● **AVAILABLE DATA**:
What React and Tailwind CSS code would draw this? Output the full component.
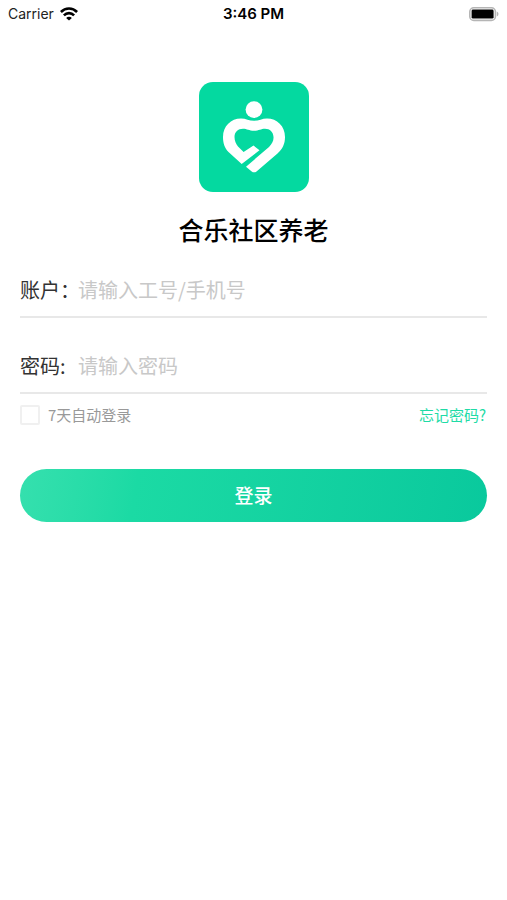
import { useState } from "react"

function StatusBar() {
  return (
    <header className="grid grid-cols-3 items-center h-7 px-2 font-['Inter','Liberation_Sans',sans-serif] text-[14px] leading-5 text-black">
      <div className="flex items-center gap-[6px] text-[#222]">
        <span>Carrier</span>
        <svg width="18" height="14" viewBox="0 0 18 14" fill="none" stroke="#000" strokeWidth="2.6">
          <path d="M0.9 5 C5.4 0.4 12.6 0.4 17.1 5" />
          <path d="M3.9 8.3 C6.8 5.4 11.2 5.4 14.1 8.3" />
          <path d="M9 13.6 L6.1 10.9 C7.7 9.4 10.3 9.4 11.9 10.9 Z" fill="#000" stroke="none" />
        </svg>
      </div>
      <span className="text-center text-[15px] font-semibold">3:46 PM</span>
      <svg className="justify-self-end" width="30" height="15" viewBox="0 0 30 15">
        <rect x="0.8" y="0.8" width="25.6" height="12.6" rx="4" fill="#fff" stroke="#b5b5b5" strokeWidth="1.6" />
        <rect x="2.6" y="2.6" width="22" height="9" rx="1.4" fill="#000" />
        <path d="M27.8 4.6 C30 5.4 30 8.8 27.8 9.6 Z" fill="#b5b5b5" />
      </svg>
    </header>
  )
}

function Logo() {
  return (
    <svg width="110" height="110" viewBox="0 0 110 110">
      <rect width="110" height="110" rx="14" fill="#04d9a0" />
      <circle cx="55" cy="27.6" r="8.4" fill="#fff" />
      <path
        fill="#fff"
        d="M42.7 82 L29.5 70 C25.5 66 24 61 24 55 C24 44 32 36.5 42 36.5 C47 36.5 50 38.8 55 38.8 C60 38.8 63 36.5 68 36.5 C78 36.5 86 44 86 55 C86 62 83.5 67 78.5 71.5 L57.5 89.5 Q55 91.2 52.7 89.5 L47 84.7 L70 65 C73 62 74.8 59 74.5 55 C74.2 50 71 46.8 66 46.8 C62 46.8 60 48.8 55 48.8 C50 48.8 48 46.8 44 46.8 C39 46.8 35.5 50 35.5 55 C35.5 59 37 62 39 64.5 L44.6 70 L54.5 63.5 L60.5 68.3 Z"
      />
    </svg>
  )
}

function Field({ id, label, ...rest }) {
  return (
    <div className="flex items-center h-11 border-b-2 border-[#e8e8e8] pb-[11px]">
      <label htmlFor={id} className="w-[58px] shrink-0 whitespace-nowrap text-[20px] leading-8 text-[#333]">
        {label}
      </label>
      <input
        id={id}
        className="flex-1 min-w-0 bg-transparent text-[20px] leading-8 text-[#333] placeholder:text-[#c8c8c8] outline-none"
        {...rest}
      />
    </div>
  )
}

function App() {
  const [account, setAccount] = useState("")
  const [password, setPassword] = useState("")
  const [remember, setRemember] = useState(false)

  const handleSubmit = (e) => {
    e.preventDefault()
  }

  return (
    <div className="min-h-screen bg-white font-['Noto_Sans_CJK_SC',sans-serif]">
      <StatusBar />

      <main className="px-5 pt-[54px]">
        <div className="flex flex-col items-center">
          <Logo />
          <h1 className="mt-[19px] text-[25px] leading-9 font-medium text-black">合乐社区养老</h1>
        </div>

        <form onSubmit={handleSubmit} className="mt-[27px]">
          <Field
            id="account"
            label="账户："
            type="text"
            placeholder="请输入工号/手机号"
            value={account}
            onChange={(e) => setAccount(e.target.value)}
          />
          <div className="mt-8">
            <Field
              id="password"
              label="密码:"
              type="password"
              placeholder="请输入密码"
              value={password}
              onChange={(e) => setPassword(e.target.value)}
            />
          </div>

          <div className="flex items-center justify-between mt-[9px] text-[15px] leading-6">
            <label className="flex items-center gap-2 text-[#999]">
              <input
                type="checkbox"
                className="appearance-none size-5 border-2 border-[#f0f0f0] rounded-xs bg-white checked:bg-[#04d9a0]"
                checked={remember}
                onChange={(e) => setRemember(e.target.checked)}
              />
              7天自动登录
            </label>
            <a href="#forgot" className="pr-px text-[#1fdba6]">忘记密码?</a>
          </div>

          <button
            type="submit"
            className="mt-[42px] w-full h-[53px] rounded-full bg-linear-100 from-[#35e0ae] via-[#1bdaa4] via-25% to-[#09c99d] pb-px text-[19px] font-medium text-white"
          >
            登录
          </button>
        </form>
      </main>
    </div>
  )
}

export default App
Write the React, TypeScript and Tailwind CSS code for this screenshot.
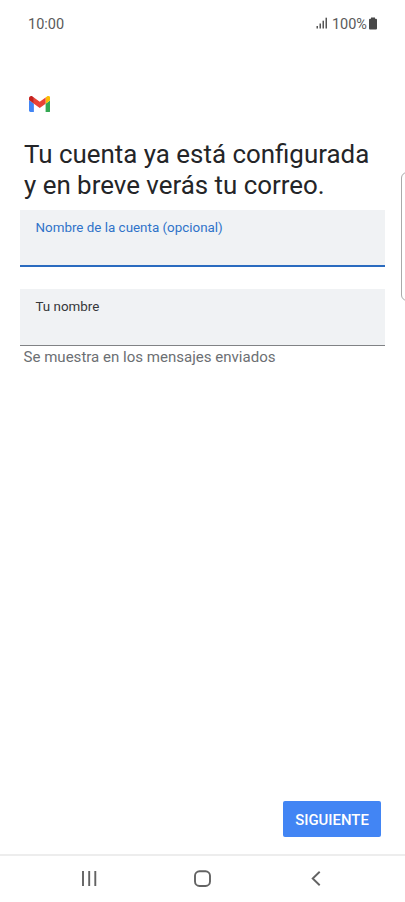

● **WRITTEN TASK**: Copy every line of the records above that contains "code".

● **RESULT BELOW**:
What React and Tailwind CSS code would draw this? Output the full component.
Write the React, TypeScript and Tailwind CSS code for this screenshot.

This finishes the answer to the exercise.